I am sure most people anywhere in this world are dressed formally when they are working. Even though the fashion for business outfits varies nowadays, the theme seems to be in uniform. Either it is a shirt with a tie and a coat, or  just a shirt. I bet most of them are bored as they always wear the same model but only with different colors every day in their office. Not to mention, the suffocating feeling of buttoning your neck or the stiff shoulder due to limited body movement. This, of course, can make working in the office become so tiring. But if you are lucky, you might be working at a formal place with informal outfits.

Well, if you wear that in Indonesia and using public transportation, get ready to sweat a lot and making your formal suit becomes a lot more uncomfortable.
The hot temperature added with pollution and crowded public transportation is not really the situation you would want to be in with your formal suit.

BUT do you know that there is an informal suit that can be worn formally in Indonesia? Even directors can wear it.
‘Batik’ is an Indonesian native cultural heritage and it is the identity for Indonesia itself. Because of the design and color, batik is a unique clothings with patterns different from other clothings. The batik clothing is more refreshing if compared to typical formal suits. The material is thinner so it is suitable for a tropical country like Indonesia.
When you wear it, you also don’t need to button your neck so it is not suffocating. It also comes with short sleeve or long sleeve, a very refreshing companion to be worn in a hot country.

(See this video below about how to make Batik clothings)

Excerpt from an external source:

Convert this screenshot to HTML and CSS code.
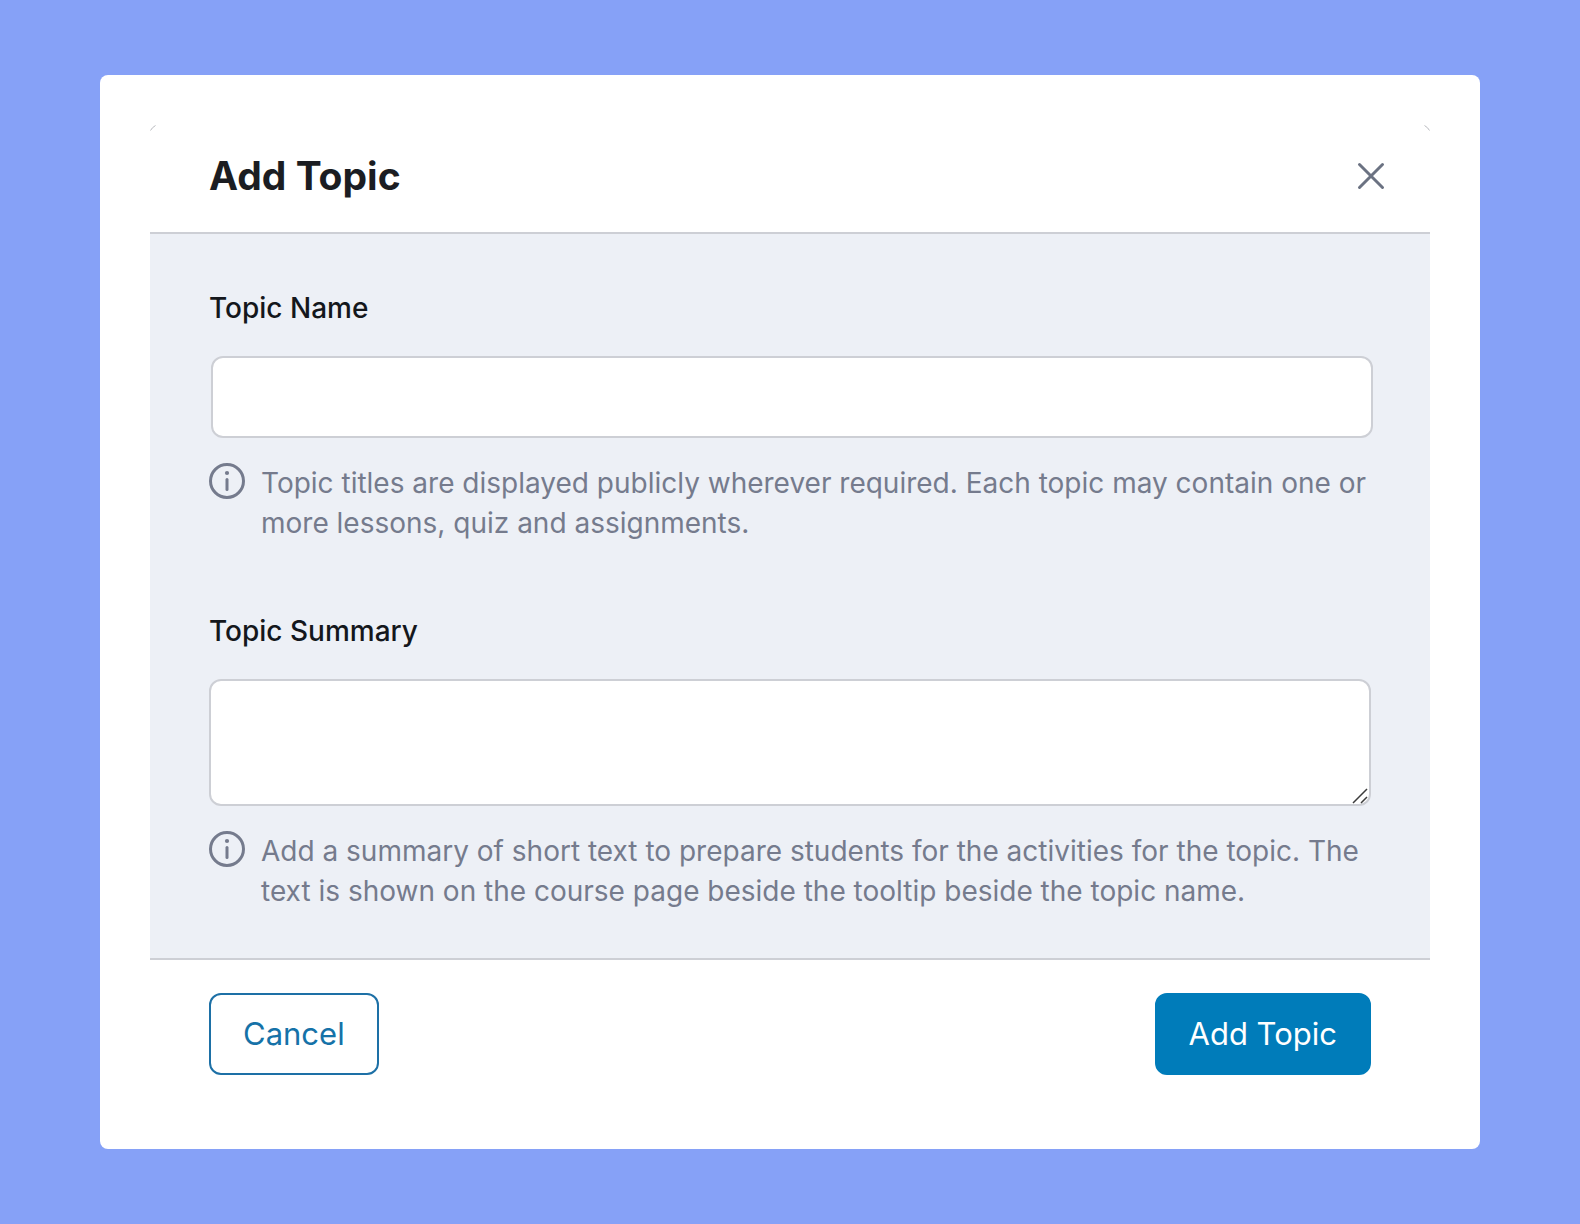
FILE: index.html
```html
<!DOCTYPE html>
<html lang="en">
<head>
    <meta charset="UTF-8">
    <meta name="viewport" content="width=device-width, initial-scale=1.0">
    <title>Add Topic</title>
    <link rel="stylesheet" href="styles.css">
</head>
<body>
    <main class="frame">
        <form class="modal">
            <svg class="corner corner-left" viewBox="0 0 6 6" aria-hidden="true"><path d="M0.5 5.5 Q2 2.5 5.5 0.5"/></svg>
            <svg class="corner corner-right" viewBox="0 0 6 6" aria-hidden="true"><path d="M0.5 0.5 Q4 2.5 5.5 5.5"/></svg>

            <header class="modal-header">
                <h1>Add Topic</h1>
                <button type="button" class="close" aria-label="Close">
                    <svg viewBox="0 0 28 28" aria-hidden="true"><path d="M2.5 2.5 L25.5 25.5 M25.5 2.5 L2.5 25.5"/></svg>
                </button>
            </header>

            <div class="modal-body">
                <div class="field">
                    <label for="topic-name">Topic Name</label>
                    <input type="text" id="topic-name" name="topic_name">
                    <div class="help">
                        <svg class="info" viewBox="0 0 36 36" aria-hidden="true">
                            <circle cx="18" cy="18" r="16.5"/>
                            <path d="M18 16.5 V26.5"/>
                            <circle class="dot" cx="18" cy="10" r="2.1"/>
                        </svg>
                        <p>Topic titles are displayed publicly wherever required. Each topic may contain one or more lessons, quiz and assignments.</p>
                    </div>
                </div>

                <div class="field">
                    <label for="topic-summary">Topic Summary</label>
                    <div class="textarea-wrap">
                        <textarea id="topic-summary" name="topic_summary"></textarea>
                        <svg class="grip" viewBox="0 0 16 16" aria-hidden="true"><path d="M1 15 L15 1 M9 15 L15 9"/></svg>
                    </div>
                    <div class="help">
                        <svg class="info" viewBox="0 0 36 36" aria-hidden="true">
                            <circle cx="18" cy="18" r="16.5"/>
                            <path d="M18 16.5 V26.5"/>
                            <circle class="dot" cx="18" cy="10" r="2.1"/>
                        </svg>
                        <p>Add a summary of short text to prepare students for the activities for the topic. The text is shown on the course page beside the tooltip beside the topic name.</p>
                    </div>
                </div>
            </div>

            <footer class="modal-footer">
                <button type="button" class="btn btn-outline">Cancel</button>
                <button type="submit" class="btn btn-primary">Add Topic</button>
            </footer>
        </form>
    </main>
</body>
</html>
```
FILE: styles.css
```css
* {
    box-sizing: border-box;
}

body {
    margin: 0;
    padding: 75px 100px;
    min-height: 100vh;
    background-color: #86a1f7;
    font-family: Inter, "Liberation Sans", sans-serif;
    font-size: 28px;
    line-height: 40px;
    color: #14171c;
}

h1, p {
    margin: 0;
}

.frame {
    padding: 50px;
    background-color: #fff;
    border-radius: 8px;
}

.modal {
    position: relative;
}

/* Rounded corner marks */
.corner {
    position: absolute;
    top: 0;
    width: 6px;
    height: 6px;
    fill: none;
    stroke: #b8babf;
}

.corner-left {
    left: 0;
}

.corner-right {
    right: 0;
}

/* Header */
.modal-header {
    display: flex;
    align-items: center;
    justify-content: space-between;
    padding: 27px 45px 32px 59px;
    border-bottom: 2px solid #cdcfd5;
}

.modal-header h1 {
    font-size: 39px;
    line-height: 48px;
    font-weight: 700;
    color: #1b1d22;
}

.close {
    display: flex;
    padding: 0;
    border: none;
    background: none;
    cursor: pointer;
}

.close svg {
    width: 28px;
    height: 28px;
    fill: none;
    stroke: #6b7282;
    stroke-width: 3;
    stroke-linecap: round;
}

/* Fields */
.modal-body {
    display: flex;
    flex-direction: column;
    gap: 68px;
    padding: 54px 59px 47px;
    background-color: #edf0f6;
    border-bottom: 2px solid #cdcfd5;
}

.field {
    display: flex;
    flex-direction: column;
}

.field label {
    margin-bottom: 28px;
    font-weight: 500;
}

.field input,
.field textarea {
    display: block;
    border: 2px solid #cdcfd5;
    border-radius: 12px;
    background-color: #fff;
    padding: 8px 20px;
    font: inherit;
    color: inherit;
}

.field input {
    width: 100%;
    height: 82px;
    margin-left: 2px;
}

.textarea-wrap {
    position: relative;
}

.field textarea {
    width: 100%;
    height: 127px;
    resize: none;
}

.grip {
    position: absolute;
    right: 3px;
    bottom: 2px;
    width: 16px;
    height: 16px;
    stroke: #3c3c3c;
    stroke-width: 1.5;
    pointer-events: none;
}

.help {
    display: flex;
    align-items: flex-start;
    gap: 16px;
    margin-top: 25px;
    color: #757b8d;
}

.info {
    flex: none;
    width: 36px;
    height: 36px;
    fill: none;
    stroke: #757b8d;
    stroke-width: 3;
    stroke-linecap: round;
}

.info .dot {
    fill: #757b8d;
    stroke: none;
}

/* Footer */
.modal-footer {
    display: flex;
    justify-content: space-between;
    padding: 33px 59px 24px;
}

.btn {
    height: 82px;
    padding: 0 32px;
    border: 2px solid #1d70a6;
    border-radius: 12px;
    font-family: inherit;
    font-size: 31px;
    line-height: 40px;
    cursor: pointer;
}

.btn-outline {
    background-color: #fff;
    color: #1572a8;
}

.btn-primary {
    background-color: #007cba;
    border-color: #007cba;
    color: #fff;
}
```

Too bad most Indonesian people think that the Batik clothings is not cool and therefore they don’t use it.
The way to appreciate and love our own country is begun from small and simple things like wearing batik as an example,
But they don’t really need to appreciate it. Clothings are meant to be worn, not appreciated, and it is never wrong to wear Batik because it is, after all, the same level with the formal suits.
Now you can see the business opportunity from having a Batik clothing business, right?